Common Pitfalls at a Glance

Debugging a Suspected Stale Read

When you suspect read_sql is returning old data, start by confirming what the database actually holds. Run the same query directly in a database client like DBeaver or psql and compare the result to your DataFrame. If the counts differ, the problem is in your connection or transaction state, not the query itself.

Next, add a SELECT now() or SELECT current_timestamp to your read to check when the database thinks the query ran. If it returns a time from the past, your connection is serving a cached or replicated result.
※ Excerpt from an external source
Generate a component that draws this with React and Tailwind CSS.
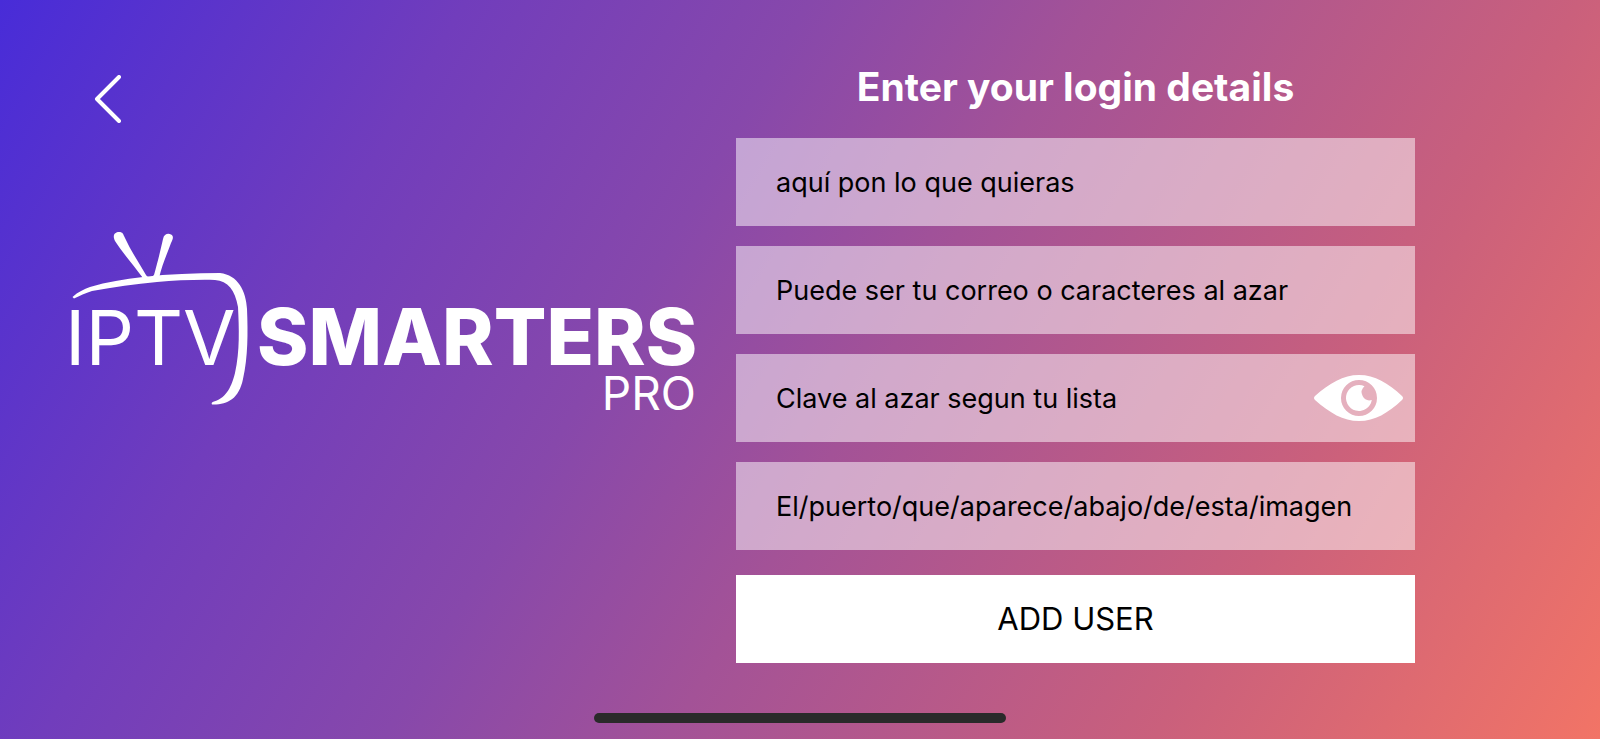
import React, { useState } from "react";

const fields = [
  { id: "name", label: "Any name", value: "aquí pon lo que quieras" },
  { id: "username", label: "Username", value: "Puede ser tu correo o caracteres al azar" },
  { id: "password", label: "Password", value: "Clave al azar segun tu lista" },
  { id: "url", label: "Server URL", value: "El/puerto/que/aparece/abajo/de/esta/imagen" },
];

const Logo = () => (
  <svg viewBox="0 0 630 184" className="w-full overflow-visible fill-white font-['Inter',sans-serif]" role="img" aria-label="IPTV Smarters Pro">
    {/* antennas */}
    <path d="M73 48 C64 36 52 22 45 11 C42 5 45 2 49 2 C53 2 53 4 55 8 C61 21 69 33 76 45 C78 48 81 48 84 45 C88 31 91 18 93 9 C94 4 98 3 101 4.500 C104 6 103 9 101 13 C97 24 92 35 89 48 Z" />
    {/* tv frame */}
    <path d="M2.500 67 C8 62 14 59 20 57 C37 52 54 49 73 47 C99 44 125 43 150 43 C168 45 176 61 177 79 C178 103 178 127 173 149 C169 169 157 175 142 174.500 C141 173 142 172 144 171.500 C157 168 162 155 165 143 C170 121 169 98 168 77 C165 60 158 51 145 50 C126 49.500 106 50.500 87 52 C65 54 44 57 22 61 C15 63 10 66 4 68.500 Z" />
    <text x="-5" y="135" fontSize="76" fontWeight="400">IPTV</text>
    <text x="187" y="135" fontSize="78" fontWeight="800">SMARTERS</text>
    <text x="626" y="180" fontSize="46" fontWeight="400" textAnchor="end">PRO</text>
  </svg>
);

const EyeIcon = () => (
  <svg viewBox="0 0 90 48" className="w-[90px] h-12">
    <path fill="white" fillRule="evenodd" d="M1 22 C16 9 29 1 45 1 C61 1 74 9 88 22 Q90 24 88 26 C74 39 61 47 45 47 C29 47 16 39 1 26 Q-1 24 1 22 Z M45 6 A18 18 0 1 0 45 42 A18 18 0 1 0 45 6 Z" />
    <path fill="white" d="M50.500 12.200 A13 13 0 1 0 57.800 26 A8 8 0 0 1 50.500 12.200 Z" />
  </svg>
);

const App = () => {
  const [values, setValues] = useState(fields.map((f) => f.value));
  const [showPassword, setShowPassword] = useState(true);

  const handleChange = (index, value) => {
    setValues(values.map((v, i) => (i === index ? value : v)));
  };

  return (
    <div className="min-h-screen flex flex-col font-['Inter',sans-serif] bg-[linear-gradient(120deg,#482cd8_0%,#713dbc_23%,#8748ab_40%,#a35297_54%,#ca607c_78%,#f27466_100%)]">
      <main className="flex-1 flex">
        <section className="w-[46%] pt-[75px] pl-[70px] pr-9">
          <button type="button" aria-label="Back" className="block ml-6">
            <svg viewBox="0 0 28 48" className="w-7 h-12" fill="none" stroke="white" strokeWidth="4" strokeLinecap="round" strokeLinejoin="round">
              <path d="M25 2 L3 24 L25 46" />
            </svg>
          </button>
          <div className="mt-[107px]">
            <Logo />
          </div>
        </section>

        <form className="flex-1 mr-[185px] pt-15 flex flex-col" onSubmit={(e) => e.preventDefault()}>
          <h1 className="text-center text-white text-[39px] leading-[54px] font-bold">Enter your login details</h1>
          <div className="mt-6 flex flex-col gap-5">
            {fields.map((field, index) => (
              <div key={field.id} className="flex items-center h-[88px] bg-white/50">
                <label htmlFor={field.id} className="sr-only">{field.label}</label>
                <input
                  id={field.id}
                  type={field.id === "password" && !showPassword ? "password" : "text"}
                  value={values[index]}
                  onChange={(e) => handleChange(index, e.target.value)}
                  className="flex-1 min-w-0 h-full px-10 bg-transparent text-[27px] leading-10 text-black outline-none"
                />
                {field.id === "password" && (
                  <button type="button" aria-label="Show password" className="mr-[11px]" onClick={() => setShowPassword(!showPassword)}>
                    <EyeIcon />
                  </button>
                )}
              </div>
            ))}
          </div>
          <button type="submit" className="mt-[25px] h-[88px] bg-white text-black text-[31px]">ADD USER</button>
        </form>
      </main>
      <footer className="flex justify-center pb-4 pt-6">
        <div className="w-[412px] h-[10px] rounded-full bg-[#2a2a2a]"></div>
      </footer>
    </div>
  );
};

export default App;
from sqlalchemy import text

with engine.connect() as conn:
    ts = conn.execute(text("SELECT now()")).scalar()
    print("DB time:", ts)
    df = pd.read_sql(text("SELECT * FROM orders WHERE status = 'pending'"), conn)
    print("Row count:", len(df))

If SELECT now() returns the current time but your data is still old, the issue is transaction isolation. If now() itself looks off, you may be hitting a read replica that's lagging behind the primary — a separate problem, but an important one to rule out.

Wrapping Up

Stale or mismatched data from read_sql is almost never a pandas bug. It's a connection lifecycle and transaction management problem, and it's fixable once you know where to look. Here are concrete steps to take right now:

• Audit your engine creation code and add pool_pre_ping=True and a sensible pool_recycle value to any engine used in a long-running process.
• Switch from raw DBAPI connections to SQLAlchemy engine connections for all read_sql calls. Let SQLAlchemy manage the transaction lifecycle.
• Replace SELECT * with explicit column lists in any query that feeds downstream code relying on specific column names or positions.
• Use text() with named parameters for any parameterized query instead of string formatting or positional %s placeholders.
• Add a SELECT now() probe to your debugging toolkit whenever data looks suspicious — it takes 30 seconds and immediately tells you whether you're looking at a lagging connection or a real data absence.